Steps before using any scraped emails
Follow these checklist before you send a single message to anyone on a scraped list.
— Verify the source
Record where each address came from (URL, date, capture method). If a vendor supplied the list, get their export logs and a statement of how the data was collected. If a scraped address came from a page behind a login, treat it as high risk and exclude it until you clear legal and technical access issues.
— Map the lawful basis
Decide, in writing, whether you rely on consent, legitimate interest, or another lawful basis. For legitimate interest, run and save a balancing test that explains the business purpose, why scraping is necessary, and how you protect individual rights. If you can’t justify a lawful basis, do not use the address.
— Recordkeeping and provenance
Create a simple record for each batch: source URL, capture timestamp, responsible person or tool, vendor name (if any), and any screenshots or logs you captured. Store records where legal or compliance can access them quickly.
— Minimize the data
Keep only the fields you need for the specific purpose. If you only need a contact email for outreach, don’t import job history, unrelated identifiers, or other attributes that increase risk. Remove duplicates and obvious obsolete addresses.
— Hygiene and verification
Run automated checks: syntax and MX lookups, and a verified-deliverability test at low volume. Remove role addresses (like support@) unless your use case justifies them. Flag and quarantine addresses that bounce or look suspicious.
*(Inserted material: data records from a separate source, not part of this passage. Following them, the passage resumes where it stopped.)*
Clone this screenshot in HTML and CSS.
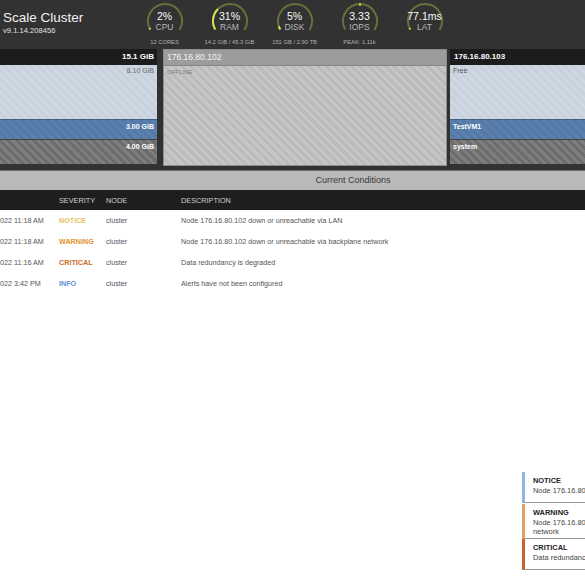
FILE: index.html
```html
<!DOCTYPE html>
<html lang="en">
<head>
    <meta charset="UTF-8">
    <title>Scale Cluster</title>
    <link rel="stylesheet" href="styles.css">
</head>
<body>
<div class="page">
    <div class="dash">
        <header class="topbar">
            <div class="brand">
                <h1>Scale Cluster</h1>
                <div class="ver">v9.1.14.208456</div>
            </div>
            <div class="gauges">
                <div class="gauge">
                    <div class="dial">
                        <svg viewBox="0 0 40 36" width="40" height="36">
                            <circle class="track" cx="20" cy="19" r="17" transform="rotate(150 20 19)"></circle>
                            <circle class="fill" cx="20" cy="19" r="17" stroke-dasharray="1.6 200" transform="rotate(150 20 19)"></circle>
                        </svg>
                        <div class="readout"><span class="val">2%</span><span class="lbl">CPU</span></div>
                    </div>
                    <div class="sub">12 CORES</div>
                </div>
                <div class="gauge">
                    <div class="dial">
                        <svg viewBox="0 0 40 36" width="40" height="36">
                            <circle class="track" cx="20" cy="19" r="17" transform="rotate(150 20 19)"></circle>
                            <circle class="fill" cx="20" cy="19" r="17" stroke-dasharray="22 200" transform="rotate(150 20 19)"></circle>
                        </svg>
                        <div class="readout"><span class="val">31%</span><span class="lbl">RAM</span></div>
                    </div>
                    <div class="sub">14.2 GiB / 45.3 GiB</div>
                </div>
                <div class="gauge">
                    <div class="dial">
                        <svg viewBox="0 0 40 36" width="40" height="36">
                            <circle class="track" cx="20" cy="19" r="17" transform="rotate(150 20 19)"></circle>
                            <circle class="fill" cx="20" cy="19" r="17" stroke-dasharray="3.6 200" transform="rotate(150 20 19)"></circle>
                        </svg>
                        <div class="readout"><span class="val">5%</span><span class="lbl">DISK</span></div>
                    </div>
                    <div class="sub">151 GB / 2.90 TB</div>
                </div>
                <div class="gauge">
                    <div class="dial">
                        <svg viewBox="0 0 40 36" width="40" height="36">
                            <circle class="track" cx="20" cy="19" r="17" transform="rotate(150 20 19)"></circle>
                            <line class="peak" x1="20" y1="1" x2="20" y2="4"></line>
                        </svg>
                        <div class="readout"><span class="val">3.33</span><span class="lbl">IOPS</span></div>
                    </div>
                    <div class="sub">PEAK: 1.11k</div>
                </div>
                <div class="gauge">
                    <div class="dial">
                        <svg viewBox="0 0 40 36" width="40" height="36">
                            <circle class="track" cx="20" cy="19" r="17" transform="rotate(150 20 19)"></circle>
                            <circle class="fill" cx="20" cy="19" r="17" stroke-dasharray="1.6 200" transform="rotate(150 20 19)"></circle>
                        </svg>
                        <div class="readout"><span class="val">77.1ms</span><span class="lbl">LAT</span></div>
                    </div>
                    <div class="sub"></div>
                </div>
            </div>
        </header>

        <section class="nodes">
            <div class="node node-left">
                <div class="node-head right">15.1 GiB</div>
                <div class="seg seg-free right muted">8.10 GiB</div>
                <div class="seg seg-vm right">3.00 GiB</div>
                <div class="seg seg-sys right">4.00 GiB</div>
            </div>
            <div class="node node-off">
                <div class="node-head">176.16.80.102</div>
                <div class="off-body">OFFLINE</div>
            </div>
            <div class="node node-right">
                <div class="node-head">176.16.80.103</div>
                <div class="seg seg-free">Free</div>
                <div class="seg seg-vm">TestVM1</div>
                <div class="seg seg-sys">system</div>
            </div>
        </section>
    </div>

    <div class="cond-bar">Current Conditions</div>

    <div class="alerts">
        <div class="row head">
            <span></span><span>Severity</span><span>Node</span><span>Description</span>
        </div>
        <div class="row">
            <span>022 11:18 AM</span><span class="sev notice">NOTICE</span><span>cluster</span><span>Node 176.16.80.102 down or unreachable via LAN</span>
        </div>
        <div class="row">
            <span>022 11:18 AM</span><span class="sev warning">WARNING</span><span>cluster</span><span>Node 176.16.80.102 down or unreachable via backplane network</span>
        </div>
        <div class="row">
            <span>022 11:16 AM</span><span class="sev critical">CRITICAL</span><span>cluster</span><span>Data redundancy is degraded</span>
        </div>
        <div class="row">
            <span>022 3:42 PM</span><span class="sev info">INFO</span><span>cluster</span><span>Alerts have not been configured</span>
        </div>
    </div>

    <!-- notification stack, floats over the page -->
    <div class="toasts">
        <div class="toast t-notice">
            <div class="t-title">NOTICE</div>
            <div class="t-body">Node 176.16.80.102 down or unreachable via LAN</div>
        </div>
        <div class="toast t-warning">
            <div class="t-title">WARNING</div>
            <div class="t-body">Node 176.16.80.102 down or unreachable via backplane network</div>
        </div>
        <div class="toast t-critical">
            <div class="t-title">CRITICAL</div>
            <div class="t-body">Data redundancy is degraded</div>
        </div>
    </div>
</div>
</body>
</html>
```

FILE: styles.css
```css
html, body {
    margin: 0;
    padding: 0;
    background: #fff;
    font-family: "Liberation Sans", Arial, sans-serif;
}
.page {
    position: relative;
    width: 585px;
    height: 585px;
    overflow: hidden;
}
.dash {
    background: #323232;
}

/* top bar */
.topbar {
    display: flex;
    height: 48px;
}
.brand {
    width: 128px;
    padding-left: 3px;
    padding-top: 10px;
}
.brand h1 {
    margin: 0;
    font-size: 13.5px;
    font-weight: normal;
    line-height: 15px;
    color: #f0f0f0;
}
.ver {
    font-size: 7.6px;
    line-height: 9px;
    color: #e0e0e0;
    margin-top: 1px;
}
.gauges {
    display: flex;
    padding-left: 1px;
}
.gauge {
    width: 65px;
    display: flex;
    flex-direction: column;
    align-items: center;
    padding-top: 2px;
}
.dial {
    display: grid;
    width: 40px;
    height: 36px;
}
.dial svg, .dial .readout {
    grid-area: 1 / 1;
}
.track, .fill {
    fill: none;
    stroke-width: 2;
}
.track {
    stroke: #66703a;
    stroke-dasharray: 71.2 200;
}
.fill {
    stroke: #d9e04c;
}
.peak {
    stroke: #d9e04c;
    stroke-width: 1.5;
}
.readout {
    display: flex;
    flex-direction: column;
    align-items: center;
    padding-top: 9px;
}
.val {
    font-size: 10.5px;
    line-height: 11px;
    color: #fafafa;
}
.lbl {
    font-size: 8.5px;
    line-height: 10px;
    color: #b8b8b8;
}
.sub {
    font-size: 5.8px;
    line-height: 8px;
    color: #b0b0b0;
    white-space: nowrap;
}

/* node panels */
.nodes {
    display: grid;
    grid-template-columns: 157px 287px 1fr;
    column-gap: 3px;
    padding: 1px 0 6px;
}
.node-head {
    height: 16px;
    line-height: 16px;
    font-size: 8px;
    font-weight: bold;
    color: #fff;
    background: #1c1c1c;
    padding: 0 3px;
}
.right {
    text-align: right;
}
.seg {
    font-size: 7px;
    padding: 2px 3px 0;
    box-sizing: border-box;
    color: #fff;
    font-weight: bold;
}
.seg-free {
    height: 54px;
    background: repeating-linear-gradient(45deg, #cfd8e2 0 3px, #c8d2dd 3px 6px);
    color: #555;
    font-weight: normal;
}
.seg-vm {
    height: 20px;
    background: repeating-linear-gradient(45deg, #5a80ae 0 3px, #5579a6 3px 6px);
    border-top: 1px solid #3f5f88;
    padding-top: 3px;
}
.seg-sys {
    height: 25px;
    background: repeating-linear-gradient(45deg, #7d7d7d 0 3px, #6c6c6c 3px 6px);
    border-top: 1px solid #444;
    padding-top: 3px;
}
.muted {
    color: #6a6a6a;
}
.node-off {
    margin-left: 3px;
    border: 1px solid #8c8c8c;
    display: flex;
    flex-direction: column;
    margin-bottom: -2px;
}
.node-off .node-head {
    background: #9c9c9c;
    font-weight: normal;
    font-size: 8.5px;
    color: #f4f4f4;
    height: 15px;
    line-height: 15px;
    border-bottom: 1px solid #858585;
}
.off-body {
    flex: 1;
    background: repeating-linear-gradient(45deg, #c6c6c6 0 3px, #bbbbbb 3px 6px);
    font-size: 6px;
    color: #7a7a7a;
    padding: 3px 3px 0;
}
.node-right .node-head {
    padding-left: 4px;
}

/* conditions */
.cond-bar {
    height: 19px;
    line-height: 19px;
    background: #b9b9b9;
    border-top: 1px solid #6a6a6a;
    font-size: 9px;
    color: #3a3a3a;
    text-align: center;
    padding-left: 121px;
}
.alerts {
    font-size: 7.2px;
    color: #555;
}
.row {
    display: grid;
    grid-template-columns: 59px 47px 75px 1fr;
    height: 21px;
    align-items: center;
    white-space: nowrap;
}
.row.head {
    height: 20px;
    background: #1e1e1e;
    color: #d0d0d0;
    text-transform: uppercase;
    font-size: 7.3px;
}
.sev {
    font-weight: bold;
}
.notice { color: #e8c25c; }
.warning { color: #e0922e; }
.critical { color: #cc6a2a; }
.info { color: #5e90d4; }

/* toasts */
.toasts {
    position: absolute;
    left: 522px;
    top: 472px;
    width: 222px;
}
.toast {
    min-height: 31px;
    box-sizing: border-box;
    background: #fff;
    border-left: 3px solid #8db7e2;
    border-bottom: 1px solid #9a9a9a;
    padding: 4px 8px 2px;
    font-size: 7.4px;
}
.t-warning { border-left-color: #e3a062; margin-top: 1px; min-height: 34px; }
.t-critical { border-left-color: #c9622c; }
.t-title {
    font-weight: bold;
    color: #222;
    line-height: 10px;
}
.t-body {
    color: #444;
    line-height: 9px;
}
```
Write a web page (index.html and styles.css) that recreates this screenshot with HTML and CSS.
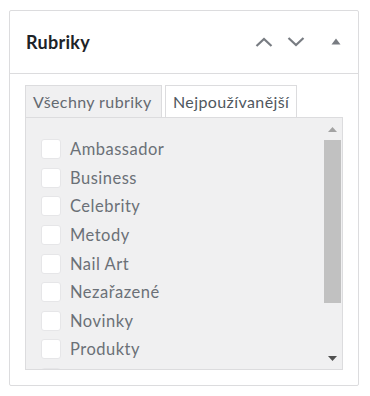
FILE: index.html
```html
<!DOCTYPE html>
<html lang="cs">
<head>
  <meta charset="UTF-8" />
  <meta name="viewport" content="width=device-width, initial-scale=1" />
  <title>Rubriky</title>
  <link rel="stylesheet" href="styles.css">
</head>
<body>
  <div class="postbox">
    <div class="postbox-header">
      <h2 class="postbox-title">Rubriky</h2>
      <div class="postbox-actions">
        <button class="handle-btn" aria-label="Posunout nahoru">
          <svg width="18" height="10" viewBox="0 0 18 10"><path d="M1.5 9 L9 2 L16.5 9" fill="none" stroke="#787c82" stroke-width="2.2"/></svg>
        </button>
        <button class="handle-btn" aria-label="Posunout dolů">
          <svg width="18" height="10" viewBox="0 0 18 10"><path d="M1.5 1 L9 8 L16.5 1" fill="none" stroke="#787c82" stroke-width="2.2"/></svg>
        </button>
        <button class="toggle-btn" aria-label="Sbalit">
          <svg width="10" height="7" viewBox="0 0 10 7"><path d="M0.5 6.5 L5 0.5 L9.5 6.5 Z" fill="#787c82"/></svg>
        </button>
      </div>
    </div>
    <div class="postbox-inside">
      <ul class="category-tabs">
        <li class="tab active">Všechny rubriky</li>
        <li class="tab">Nejpoužívanější</li>
      </ul>
      <div class="tabs-panel">
        <ul class="category-list">
          <li><label><input type="checkbox"> Ambassador</label></li>
          <li><label><input type="checkbox"> Business</label></li>
          <li><label><input type="checkbox"> Celebrity</label></li>
          <li><label><input type="checkbox"> Metody</label></li>
          <li><label><input type="checkbox"> Nail Art</label></li>
          <li><label><input type="checkbox"> Nezařazené</label></li>
          <li><label><input type="checkbox"> Novinky</label></li>
          <li><label><input type="checkbox"> Produkty</label></li>
          <li><label><input type="checkbox"></label></li>
        </ul>
        <div class="scrollbar">
          <div class="scroll-btn">
            <svg width="9" height="5" viewBox="0 0 9 5"><path d="M0 5 L4.5 0 L9 5 Z" fill="#a3a3a3"/></svg>
          </div>
          <div class="scroll-track">
            <div class="scroll-thumb"></div>
          </div>
          <div class="scroll-btn">
            <svg width="9" height="5" viewBox="0 0 9 5"><path d="M0 0 L4.5 5 L9 0 Z" fill="#505050"/></svg>
          </div>
        </div>
      </div>
    </div>
  </div>
</body>
</html>
```

FILE: styles.css
```css
body, html {
  margin: 0;
  padding: 0;
  background: #ffffff;
  font-family: Lato, "Noto Sans", sans-serif;
  color: #1d2327;
}
.postbox {
  margin: 10px 0 0 9px;
  width: 350px;
  height: 376px;
  box-sizing: border-box;
  border: 1px solid #dcdcde;
  border-radius: 2px;
  background: #ffffff;
}
.postbox-header {
  display: flex;
  align-items: center;
  justify-content: space-between;
  height: 62px;
  padding: 0 10px 0 16px;
  border-bottom: 1px solid #dcdcde;
}
.postbox-title {
  margin: 0;
  font-size: 18px;
  font-weight: 700;
  letter-spacing: 0.3px;
  color: #1d2327;
}
.postbox-actions {
  display: flex;
  align-items: center;
}
.handle-btn, .toggle-btn {
  display: flex;
  align-items: center;
  justify-content: center;
  padding: 0;
  border: none;
  background: none;
  cursor: pointer;
}
.handle-btn {
  width: 32px;
  height: 32px;
}
.toggle-btn {
  width: 24px;
  height: 32px;
  margin-left: 12px;
  padding-bottom: 2px;
}
.postbox-inside {
  padding: 11px 15px 0 15px;
}
.category-tabs {
  display: flex;
  gap: 3px;
  margin: 0;
  padding: 0;
  list-style: none;
}
.tab {
  height: 32px;
  box-sizing: border-box;
  padding: 0 7px;
  border: 1px solid #dcdcde;
  border-bottom: none;
  background: #ffffff;
  color: #50575e;
  font-size: 16px;
  letter-spacing: 0.4px;
  line-height: 31px;
}
.tab.active {
  width: 137px;
  background: #f0f0f1;
  color: #646970;
}
.tabs-panel {
  display: flex;
  width: 318px;
  height: 253px;
  box-sizing: border-box;
  border: 1px solid #dcdcde;
  background: #f0f0f1;
  overflow: hidden;
}
.category-list {
  flex: 1;
  margin: 0;
  padding: 17px 0 0 15px;
  list-style: none;
}
.category-list li {
  height: 28.57px;
  display: flex;
  align-items: center;
}
.category-list label {
  display: flex;
  align-items: center;
  gap: 9px;
  font-size: 16.5px;
  letter-spacing: 0.5px;
  color: #6b7077;
}
.category-list input {
  appearance: none;
  margin: 0;
  width: 20px;
  height: 20px;
  box-sizing: border-box;
  border: 1px solid #e6e6e8;
  border-radius: 3px;
  background: #ffffff;
}
.scrollbar {
  display: flex;
  flex-direction: column;
  width: 17px;
  margin-right: 1px;
}
.scroll-btn {
  display: flex;
  align-items: center;
  justify-content: center;
  height: 22px;
}
.scroll-track {
  flex: 1;
}
.scroll-thumb {
  height: 163px;
  background: #c1c1c1;
}
```
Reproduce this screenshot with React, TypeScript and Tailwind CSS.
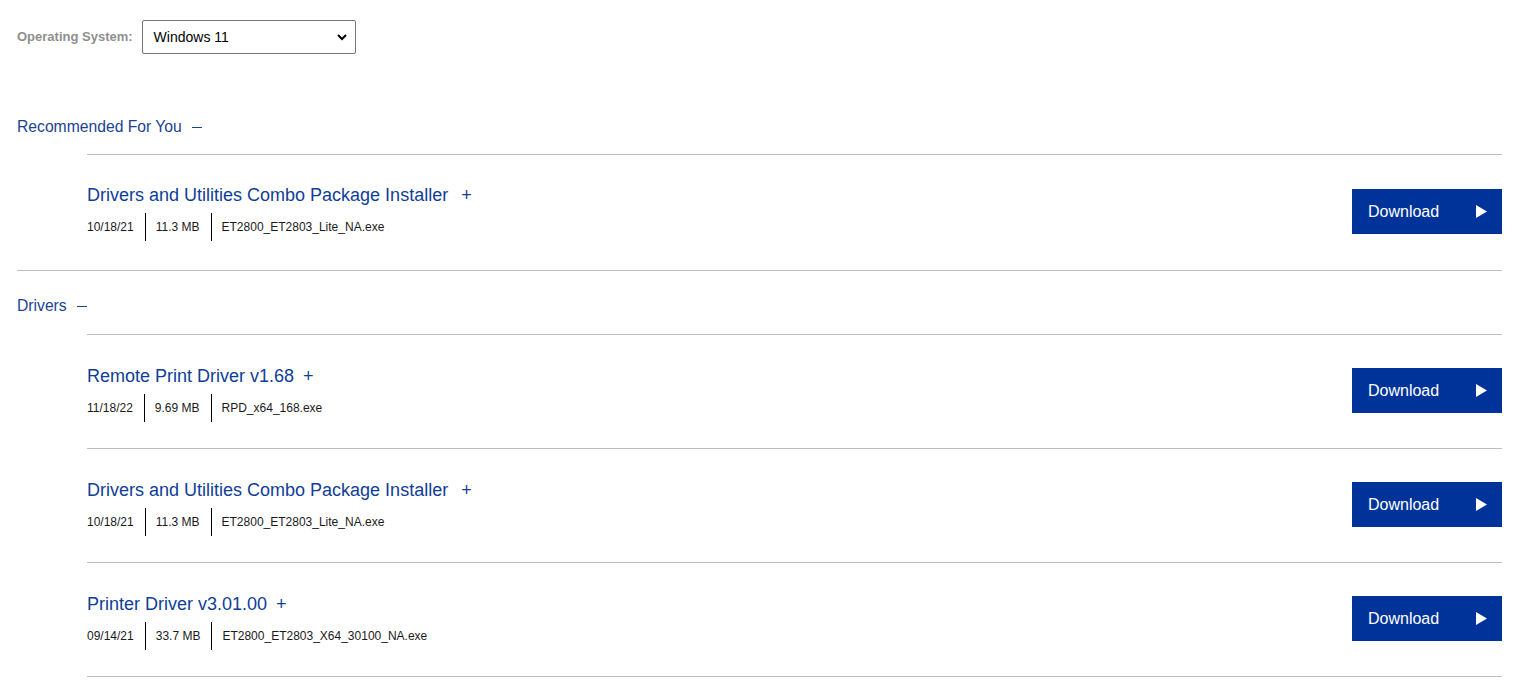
type Download = {
  title: string
  date: string
  size: string
  file: string
}

const recommended: Download[] = [
  {
    title: "Drivers and Utilities Combo Package Installer",
    date: "10/18/21",
    size: "11.3 MB",
    file: "ET2800_ET2803_Lite_NA.exe",
  },
]

const drivers: Download[] = [
  {
    title: "Remote Print Driver v1.68",
    date: "11/18/22",
    size: "9.69 MB",
    file: "RPD_x64_168.exe",
  },
  {
    title: "Drivers and Utilities Combo Package Installer",
    date: "10/18/21",
    size: "11.3 MB",
    file: "ET2800_ET2803_Lite_NA.exe",
  },
  {
    title: "Printer Driver v3.01.00",
    date: "09/14/21",
    size: "33.7 MB",
    file: "ET2800_ET2803_X64_30100_NA.exe",
  },
]

function DownloadRow({ item, roomy }: { item: Download; roomy?: boolean }) {
  const wide = item.title.includes("Combo")
  return (
    <div
      className={`flex items-start justify-between border-t border-[#c2beb9] ${
        roomy ? "pt-[29px] pb-[29px]" : "pt-[30px] pb-[26px]"
      }`}
    >
      <div className="flex flex-col">
        {/* Title */}
        <div className="flex items-center text-[18px] leading-[22px] text-[#0f3e98]">
          <span>{item.title}</span>
          <span className={wide ? "ml-[13px]" : "ml-[9px]"}>+</span>
        </div>

        {/* Meta */}
        <div className="mt-[7px] flex items-center text-[12px] text-[#1a1a1a]">
          <span className="flex h-[28px] items-center">{item.date}</span>
          <span className="ml-[11px] flex h-[28px] items-center border-l border-black pl-[10px]">
            {item.size}
          </span>
          <span className="ml-[11px] flex h-[28px] items-center border-l border-black pl-[10px]">
            {item.file}
          </span>
        </div>
      </div>

      <button
        className={`flex h-[45px] w-[150px] items-center justify-between bg-[#003399] pl-[16px] pr-[15px] text-[16px] text-white ${
          roomy ? "mt-[5px]" : "mt-[3px]"
        }`}
      >
        <span>Download</span>
        <svg width="11" height="13" viewBox="0 0 11 13">
          <path d="M0 0 L11 6.5 L0 13 Z" fill="white" />
        </svg>
      </button>
    </div>
  )
}

function SectionHeader({ label, first }: { label: string; first?: boolean }) {
  return (
    <div
      className={`flex items-center pt-[26px] text-[15.7px] leading-[18px] text-[#1b4394] ${
        first ? "pb-[18px]" : "pb-[19px]"
      }`}
    >
      <span>{label}</span>
      <span className="ml-[10px] inline-block h-px w-[10px] bg-[#1b4394]" />
    </div>
  )
}

export default function App() {
  return (
    <main
      className="min-h-screen bg-white pl-[17px] pr-[38px] pt-[20px]"
      style={{ fontFamily: '"Liberation Sans", Arial, sans-serif' }}
    >
      {/* OS selector */}
      <div className="flex items-center">
        <span className="text-[13px] font-bold text-[#8f8f8f]">Operating System:</span>
        <div className="ml-[9px] flex h-[34px] w-[214px] items-center justify-between rounded-[2px] border border-[#767676] pl-[11px] pr-[8px] text-[14px] text-black">
          <span>Windows 11</span>
          <svg width="10" height="7" viewBox="0 0 10 7">
            <path d="M1 1 L5 5 L9 1" fill="none" stroke="black" strokeWidth="2" />
          </svg>
        </div>
      </div>

      {/* Recommended */}
      <section className="mt-[38px] border-b border-[#c2beb9]">
        <SectionHeader label="Recommended For You" first />
        <div className="ml-[70px]">
          {recommended.map((item) => (
            <DownloadRow key={item.file} item={item} roomy />
          ))}
        </div>
      </section>

      {/* Drivers */}
      <section>
        <SectionHeader label="Drivers" />
        <div className="ml-[70px] border-b border-[#c2beb9]">
          {drivers.map((item) => (
            <DownloadRow key={item.file} item={item} />
          ))}
        </div>
      </section>
    </main>
  )
}
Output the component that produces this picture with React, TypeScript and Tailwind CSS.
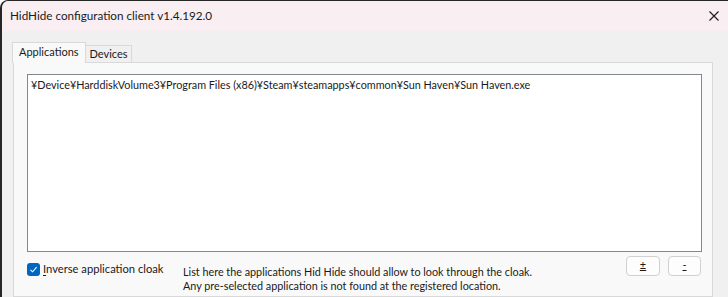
export default function App() {
  return (
    <div className="w-[728px] h-[297px] overflow-hidden bg-white font-['Lato','Noto_Sans',sans-serif] text-[11px] text-[#1a1a1a]">
      <div className="flex h-full flex-col rounded-tl-[8px] border-l-2 border-t border-[#262626] bg-[#f0f0f0]">
        {/* Title bar */}
        <div className="flex h-[30px] shrink-0 items-center justify-between rounded-tl-[7px] bg-[#f9eef2] pl-[8px] pr-[9px]">
          <span className="text-[11.7px] text-[#1a1a1a]">HidHide configuration client v1.4.192.0</span>
          <svg width="10" height="10" viewBox="0 0 10 10" className="mt-[-1px]">
            <path d="M0.5 0.5 L9.5 9.5 M9.5 0.5 L0.5 9.5" stroke="#1a1a1a" strokeWidth="1.1" />
          </svg>
        </div>

        {/* Body */}
        <div className="flex flex-1 flex-col pl-[10px] pr-[15px] pt-[11px]">
          {/* Tabs */}
          <div className="relative z-10 flex h-[20px] items-end">
            <div className="-mb-px flex h-[21px] items-center border border-b-0 border-[#d9d9d9] bg-[#f9f9f9] px-[6px] pb-[1px]">
              Applications
            </div>
            <div className="flex h-[17px] items-center border-r border-t border-[#d9d9d9] bg-[#f0f0f0] pl-[4px] pr-[3px]">
              Devices
            </div>
          </div>

          {/* Panel */}
          <div className="ml-[1px] flex flex-1 flex-col border border-[#d9d9d9] bg-[#f9f9f9] pl-[13px] pr-[10px] pt-[11px]">
            <div className="h-[178px] border border-[#828790] bg-white px-[3px] pt-[2px] text-[10.8px] leading-[16px]">
              ¥Device¥HarddiskVolume3¥Program Files (x86)¥Steam¥steamapps¥common¥Sun Haven¥Sun Haven.exe
            </div>

            <div className="flex items-start pt-[4px]">
              <label className="mt-[5px] flex w-[156px] items-center gap-[3px]">
                <span className="flex h-[13px] w-[13px] items-center justify-center rounded-[3px] bg-[#0067c0]">
                  <svg width="9" height="9" viewBox="0 0 9 9">
                    <path d="M1.5 4.8 L3.6 6.8 L7.6 2.2" fill="none" stroke="white" strokeWidth="1.1" />
                  </svg>
                </span>
                <span className="text-[11.2px]">
                  <span className="underline underline-offset-2">I</span>nverse application cloak
                </span>
              </label>

              <div className="mt-[9px] flex-1 text-[10.8px] leading-[14px]">
                <div>List here the applications Hid Hide should allow to look through the cloak.</div>
                <div>Any pre-selected application is not found at the registered location.</div>
              </div>

              <div className="flex gap-[8px] pr-[1px]">
                <button className="flex h-[20px] w-[34px] items-center justify-center rounded-[4px] border border-[#d0d0d0] bg-[#fdfdfd] pb-[1px]">
                  <span className="underline underline-offset-1">±</span>
                </button>
                <button className="flex h-[20px] w-[33px] items-center justify-center rounded-[4px] border border-[#d0d0d0] bg-[#fdfdfd] pb-[1px]">
                  <span className="underline underline-offset-1">-</span>
                </button>
              </div>
            </div>
          </div>
        </div>
      </div>
    </div>
  );
}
— Re-permission or consent capture
For EU or high-risk jurisdictions, send a single, clear re-permission message before ongoing marketing. If recipients actively opt in, record the method and timestamp. If they don’t respond, delete or suppress the address.
— Unsubscribe and suppression workflows
Implement a global suppression list that applies across systems and vendors. Log every unsubscribe and honor it immediately. Keep proof you removed addresses from active sending lists.